01.04.12
Missing the target
Source: Public Sector Executive Mar/Apr 12
Kate Ashley reports on a new piece of research that has drawn brickbats from the renewables industry.
'Powerful Targets’ is a controversial report that aims to demonstrate how the UK could achieve EU carbon emission reduction targets without investing in renewable energy sources.
The report, produced by AF Consult alone after KPMG withdrew following earlier involvement, has been heavily criticised by environmental groups and the Department of Climate Change (DECC), for ‘oversimplifying’ the costs and benefits of different energy sources as well as working from faulty assumptions.
The report portrays three possible scenarios: one with no targets, one with just carbon emission targets, and one with targets in place for carbon emissions and renewable energy commitments – our current policy. The authors conclude that scenario two would be significantly cheaper than three, and would still enable the UK to achieve its emissions targets by using a mixture of gas and nuclear power. The fact that the country has binding obligations to both reduce emissions and increase the use of renewable energy sources seems to be a minor detail to the authors, who promote instead wider use of new nuclear and gas.

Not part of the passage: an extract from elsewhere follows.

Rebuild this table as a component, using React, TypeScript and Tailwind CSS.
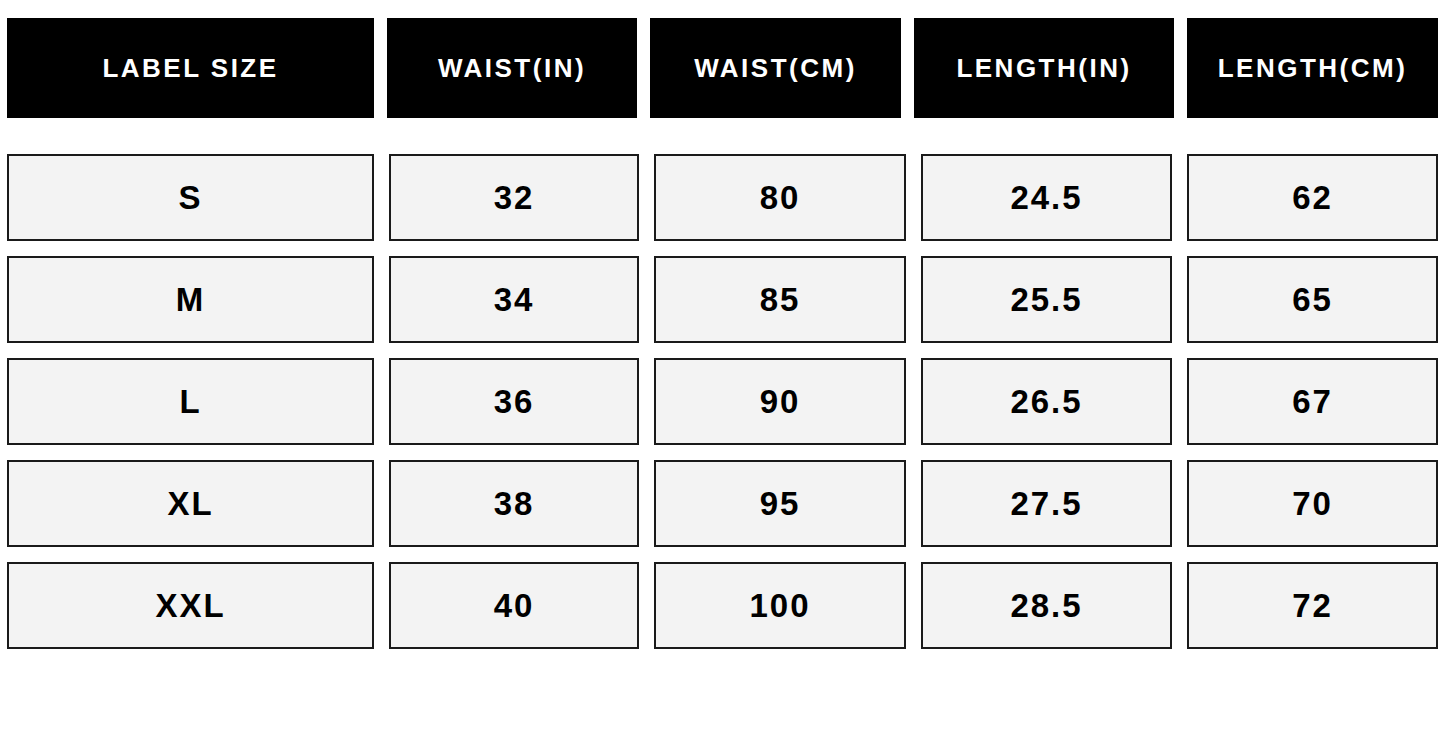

DECC responded: “All credible analysis agrees that renewable energy has a central role to play in the low carbon technology race under way. The consumer is at the heart of the decisions we’re making today to design tomorrow’s energy system, but the bargain basement is not the place to look for a responsible long term energy strategy.”
According to DECC, there are also several key reasons why the conclusions of this report are invalid. Firstly, the demand for electricity is set to increase dramatically, meaning that we must invest in sustainable energies to meet this.
Secondly, diversity in energy technologies would afford the UK a lower risk; the relative costs of different energy sources in the future are difficult to predict and relying on only two forms of power, particularly when the price of gas is potentially more volatile than that of renewables, may be unwise.
Additionally, renewable costs are being driven down as the technology matures. To eliminate them from long-term policy based on a short-sighted cost/benefit analysis is to ignore the savings these sources could generate in the future.
With more than just business prosperity at stake, decisions regarding our current and future commitments to renewable energy should be taken with the utmost care and be based on objective evidence.